The Society is targeted at the IT professionals and also user community at large. Hence, the membership of the Society is open to all professionals involved in the field of information technology. The membership categories include individual and institutional. In the individual member category there are five grades namely Fellow, Senior, Member, Associate and Student, whereas institutional membership includes organisations and educational institutions. A professional can also apply for life membership in the society.

==Education Directorate==

CSI started conducting the National Standard Test for Programming Competence in 1975. A Directorate of Education was set up in 1985, and a number of modules, such as Systems Analysis and Design, Data Communication, OS, and DBMS, are covered, in order to ensure a minimum level of professional competence, especially amongst those without a university background.

CSI has an Educational Directorate which undertakes activities related to certification of professionals related to the latest technologies. Its recent initiative of distance education in the Business Domain areas offers technology enabled learning supported by personal counselling & expert advice. The Education Directorate is headed by a full-time academician who along with Chairman of Division V (Education & Research) and the National Student Coordinator collectively provides necessary guidance and directions to the member academic institutions and students community.

The Education Directorate organizes continuing education and professional development programmes. It also extends finance assistance to research projects undertaken by faculty and postgraduate students. Student professional development activities have been encouraged through the student branches as well as student-paper contests at the Annual Conventions.

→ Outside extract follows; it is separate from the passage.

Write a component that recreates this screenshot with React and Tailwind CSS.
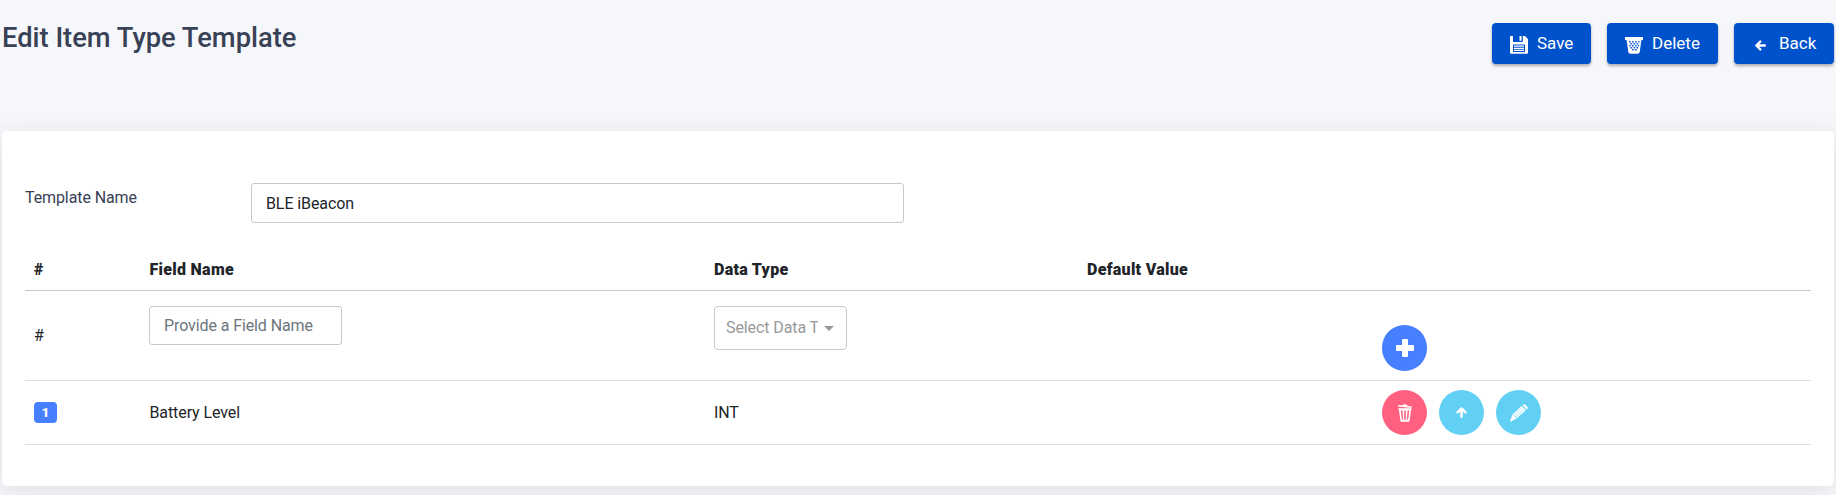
import React from "react";

function SaveIcon() {
  return (
    <svg width="18" height="18" viewBox="0 0 18 18">
      <path fill="#fff" fillRule="evenodd" d="M.8 0H3v6h9.800V0H15l3 3v13.800a1 1 0 0 1-1 1H1a1 1 0 0 1-1-1V.8A.8.8 0 0 1 .8 0ZM9.500 0h2v4.700h-2ZM3 8.400v7.600h12V8.400Z" />
      <path stroke="#fff" strokeWidth="1.300" d="M4 10.200h10M4 12.300h10M4 14.400h10" />
    </svg>
  );
}

function BasketIcon() {
  return (
    <svg width="18" height="17" viewBox="0 0 18 17">
      <path fill="#fff" d="M0 0h18v3H0Z" />
      <path fill="#fff" d="M1.500 2h15L14.800 14.500Q14.500 16.700 12.500 16.700h-7Q3.500 16.700 3.200 14.500Z" />
      <path fill="#0f5bd1" d="M4 4h1.600v1.600H4zM7 4h1.600v1.600H7zM10 4h1.600v1.600H10zM13 4h1.400v1.600H13zM5.500 6h1.600v1.600H5.500zM8.500 6h1.600v1.600H8.500zM11.500 6h1.600v1.600h-1.600zM4.400 8h1.300v1.600H4.400zM7 8h1.600v1.600H7zM10 8h1.600v1.600H10zM12.800 8h1.200v1.600h-1.200zM5.500 10h1.600v1.600H5.500zM8.500 10h1.600v1.600H8.500zM11.500 10h1.600v1.600h-1.600zM7 12h1.600v1.600H7zM10 12h1.600v1.600H10z" />
    </svg>
  );
}

function ArrowIcon({ className = "" }) {
  return (
    <svg className={className} width="11" height="11" viewBox="0 0 11 11" fill="none" stroke="#fff" strokeWidth="2.400" strokeLinecap="round" strokeLinejoin="round">
      <path d="M1.400 5.500H9.800M5.300 1.500 1.400 5.500l3.900 4" />
    </svg>
  );
}

function PlusIcon() {
  return (
    <svg width="18" height="18" viewBox="0 0 18 18" fill="#fff">
      <path d="M7 0h4a1 1 0 0 1 1 1v5h5a1 1 0 0 1 1 1v4a1 1 0 0 1-1 1h-5v5a1 1 0 0 1-1 1H7a1 1 0 0 1-1-1v-5H1a1 1 0 0 1-1-1V7a1 1 0 0 1 1-1h5V1a1 1 0 0 1 1-1Z" />
    </svg>
  );
}

function TrashIcon() {
  return (
    <svg width="14" height="18" viewBox="0 0 14 18" fill="#fff">
      <path d="M.3.900 5 1.200 5.400.200 8.800.5 9 1.700l4.700.7-.2 1.500L.100 2.500Z" />
      <path fillRule="evenodd" d="M.4 4.200h13.200v1.300l-.5.200-1.500 11.100q-.1.900-1 .9H3.400q-.9 0-1-.9L.9 5.700.4 5.500ZM2.700 6.500l1.200 9.300h1.200L4.500 6.500ZM6.200 6.500v9.300h1.600V6.500ZM9.500 6.500l-.6 9.300h1.200l1.200-9.300Z" />
    </svg>
  );
}

function PencilIcon() {
  return (
    <svg width="18" height="18" viewBox="0 0 18 18">
      <path fill="#fff" d="M12.700 1 14 .3q.6-.3 1.100.2l2.400 2.700q.5.600 0 1.200l-1.200 1.300Z" />
      <path fill="#fff" d="m11.800 1.700 4 4.600-9.600 8.500L.3 17.700q-.6.200-.2-.5L2.400 10.600Z" />
      <path stroke="#62d0f4" strokeWidth=".6" fill="none" d="M11.500 4.200 4.300 11M13.300 6 6 12.600M2.800 10.600l1.300.5.500 1.300 1.500.3.300 1.500M12 1.800l3.900 4.400" />
    </svg>
  );
}

function HeaderButton({ icon, label, className }) {
  return (
    <button className={`flex h-[41px] items-center rounded bg-[#0052cc] text-[17px] tracking-normal text-white shadow-[0_2px_3px_rgba(0,0,0,0.3)] ${className}`}>
      {icon}
      <span>{label}</span>
    </button>
  );
}

function RoundButton({ className, children }) {
  return (
    <button className={`flex w-[45px] items-center justify-center rounded-full ${className}`}>
      {children}
    </button>
  );
}

const columns = "grid grid-cols-[115px_565px_373px_295px_1fr] px-[9px]";

export default function App() {
  return (
    <div className="h-[495px] overflow-hidden bg-[#f5f7fb] px-[2px] font-['Roboto',sans-serif] text-base tracking-[-0.1px] text-[#212529]">
      <header className="flex h-[131px] items-start justify-between">
        <h1 className="pt-[18px] text-[27.300px] leading-10 font-medium tracking-normal text-[#384155]">Edit Item Type Template</h1>
        <div className="flex gap-4 pt-[23px]">
          <HeaderButton className="w-[99px] gap-[9px] pl-[18px]" label="Save" icon={<span className="pt-[3px]"><SaveIcon /></span>} />
          <HeaderButton className="w-[111px] gap-[9px] pl-[18px]" label="Delete" icon={<span className="pt-[3px]"><BasketIcon /></span>} />
          <HeaderButton className="w-[100px] gap-[13px] pl-[21px]" label="Back" icon={<span className="pt-[3px]"><ArrowIcon /></span>} />
        </div>
      </header>
      <main className="h-[355px] rounded-[5px] bg-white px-[23px] pt-[52px] shadow-[0_4px_25px_rgba(0,0,0,0.1)]">
        <div className="flex h-[66px] items-start">
          <label className="w-[226px] pt-[3px] leading-6 text-[#384155]">Template Name</label>
          <input className="h-10 w-[653px] rounded-[3px] border border-[#c8c8c8] px-[14px] text-[#212529]" defaultValue="BLE iBeacon" />
        </div>
        <div className="w-[1786px]">
          <div className={`${columns} h-[42px] items-start border-b border-[#c8c8c8] pt-[9px] leading-6 font-black tracking-[0.3px]`}>
            <div>#</div>
            <div className="pl-[0.5px]">Field Name</div>
            <div>Data Type</div>
            <div>Default Value</div>
          </div>
          <div className={`${columns} h-[90px] items-start border-b border-[#dee0e4]`}>
            <div className="pt-[33px] leading-6">#</div>
            <div className="pt-[15px]">
              <input className="block h-[39px] w-[193px] rounded-[3px] border border-[#c8c8c8] px-[14px] placeholder:text-[#6c757d]" placeholder="Provide a Field Name" />
            </div>
            <div className="pt-[15px]">
              <div className="flex h-11 w-[133px] items-center rounded border border-[#c8c8c8] pl-[11px] text-[#999]">
                <span className="w-[92px] overflow-hidden leading-6 whitespace-nowrap">Select Data Type</span>
                <span className="ml-[6px] border-x-[5px] border-t-[5px] border-x-transparent border-t-[#999]" />
              </div>
            </div>
            <div />
            <div className="pt-[34px]">
              <RoundButton className="h-[46px] bg-[#467fff]"><PlusIcon /></RoundButton>
            </div>
          </div>
          <div className={`${columns} h-16 items-center border-b border-[#dee0e4]`}>
            <div>
              <span className="flex h-[21px] w-[23px] items-center justify-center rounded bg-[#467fff] text-[13px] font-black text-white">1</span>
            </div>
            <div className="pl-[0.5px]">Battery Level</div>
            <div>INT</div>
            <div />
            <div className="flex gap-3">
              <RoundButton className="h-[45px] bg-[#ff6080]"><TrashIcon /></RoundButton>
              <RoundButton className="h-[45px] bg-[#62d0f4]"><ArrowIcon className="rotate-90" /></RoundButton>
              <RoundButton className="h-[45px] bg-[#62d0f4]"><PencilIcon /></RoundButton>
            </div>
          </div>
        </div>
      </main>
    </div>
  );
}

==Special Interest Groups (SIGs)==
Computer Society of India (CSI), has implemented the concept of “Special Interest Groups” to promote activities and research in dew focused areas. Various Special Interest Groups have been formed accordingly.

Special Interest Group on Start-ups for Digital India : Core objective is to focus on creating and nurturing the start-up ecosystem in India. Prime Minister of India Shri Narendra Modi has laid emphasis on development of start-up ecosystem as one of his corner stone for the development of youth and entrepreneurship in India. This SIG provides help, support and organizes events on its own and with member institutes and other ministries to promote start-up formation, legal, financials, technical and marketings issues etc. Mr. Anuj Agarwal is the National Convener of this group.

Special Interest Group on Artificial Intelligence (SIGAI) : Initiatives of SIGAI include various national and international journals, conferences and workshops.
Central objectives of Special Interest Group on Artificial Intelligence (SIGAI) include,
- To provide a national forum for interaction among Indian Artificial Intelligence community
- To act as an interface to other national AI forums and international bodies and initiatives
- To promote research and practical applications of AI in academia and industry

Members of SIGAI have played a key role in organizing the International Joint Conference in Artificial Intelligence (IJCAI - 07), the premier AI conference in the world held at Hyderabad from 6 to 12 January 2007.

Special Interest Group on eGovernance : Core objective is to focus on important areas where Information Technology can be leveraged and bring like-minded professionals together to add value by bringing out recommendations relevant to various stakeholders.

Special Interest Group on Free and Open Source Software (CSI-SIG-FOSS) : One of the earliest SIGs, the SIG-FOSS has been carrying out several activities across the country in promoting the use of FOSS. In 2009, the SIG organized SciPy 2009 in collaboration with IIT-Bombay, and in 2010, conducted two major events: the National Seminar on FOSS in Education, hosted by NIT Calicut, together with IIIT Hyderabad. SIG also supported the FOSSK4 Conference at Trivandrum during 27-29 Dec 2011.

==Publications==

Computer Society of India brings out three national publications namely CSI Journal of Computing, CSI Communications and CSI Adhyayan.

CSI Journal of Computing is a quarterly, which contains rigorously reviewed articles and original research papers in the field of theoretical interest, case studies of successful applications of national relevance, and reviews of books and journals.

CSI Communications is a monthly theme based national publication covering technical articles of current interests and reports of conferences, symposia, and seminars.